Spatial depth is the trick of making a flat surface look like it goes back into space. A canvas or print is two-dimensional, but artists can convince your eye that a road recedes for miles or that one figure stands behind another. They do it with a small toolkit of [techniques](/ap-art-history/unit-2/cultural-contexts-ancient-mediterranean-art/study-guide/KhkvkmZbJ8zV8aWNPu0J "fv-autolink"). [Overlapping](/ap-art-history/key-terms/overlapping "fv-autolink") puts one form in front of another. Size diminution makes distant things smaller. Linear perspective uses converging lines and a vanishing point to map space mathematically. Atmospheric (aerial) perspective makes faraway objects hazier, bluer, and less detailed, the way real distance looks.

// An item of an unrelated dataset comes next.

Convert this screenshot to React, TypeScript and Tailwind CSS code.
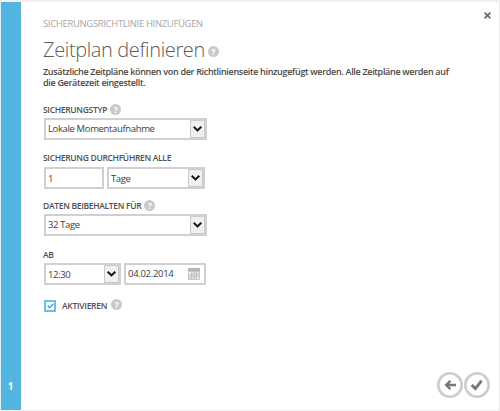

Here's the part the AP exam actually cares about. Spatial depth isn't just a checklist of techniques, it's a choice. For centuries, Western artists treated convincing depth as a goal. Then, in the period covered by [Unit 4](/ap-art-history/unit-4 "fv-autolink") (1750-1980), modern artists started deliberately rejecting it. Cubists fractured space into shifting facets, and abstract painters flattened the picture plane entirely. So on the exam, you analyze spatial depth in two directions, how an artist builds it and why an artist refuses it.

## Why It Matters

Spatial depth lives in [Topic 4.3](/ap-art-history/unit-4/materials-techniques-later-european-american-art/study-guide/3zXTSNcjTVGF1We1I58j "fv-autolink"), Materials, Processes, and Techniques in Later European and American Art, and supports learning objective 4.3.A, which asks you to explain how materials, processes, and techniques affect art and art making. The CED's essential knowledge for this topic emphasizes that new media like [lithography](/ap-art-history/key-terms/lithography "fv-autolink"), photography, and film reshaped what artists made and how. Those new media changed the depth game too. Photography produced perfect optical depth automatically, which pushed painters to ask what painting could do instead. A huge chunk of modern art's story is artists flattening space on purpose, and the exam expects you to read that flattening as a meaningful technique, not a failure. Spatial depth is also one of the core formal-analysis terms you reach for on almost any visual analysis question, in any unit, because nearly every two-dimensional work either constructs depth or rejects it.

## Connections

### [Aerial perspective (Unit 4)](/ap-art-history/key-terms/aerial-perspective)

Aerial (atmospheric) [perspective](/ap-art-history/key-terms/perspective "fv-autolink") is one specific tool for creating spatial depth. Distant mountains look pale, blue, and fuzzy because the atmosphere washes out detail. If spatial depth is the destination, aerial perspective is one route there.

### [Cubism (Unit 4)](/ap-art-history/key-terms/cubism)

[Cubism](/ap-art-history/key-terms/cubism "fv-autolink") is what happens when artists attack spatial depth head-on. Picasso and Braque shattered single-viewpoint perspective into overlapping facets, showing multiple angles at once. You can't explain why Cubism was radical without first understanding the depth conventions it broke.

### [Abstract Expressionism (Unit 4)](/ap-art-history/key-terms/abstract-expressionism)

Abstract Expressionists like Pollock pushed flatness even further, treating the canvas as a surface for action rather than a window into space. When an exam question asks about the flatness of a modern painting, the implied contrast is always with traditional spatial depth.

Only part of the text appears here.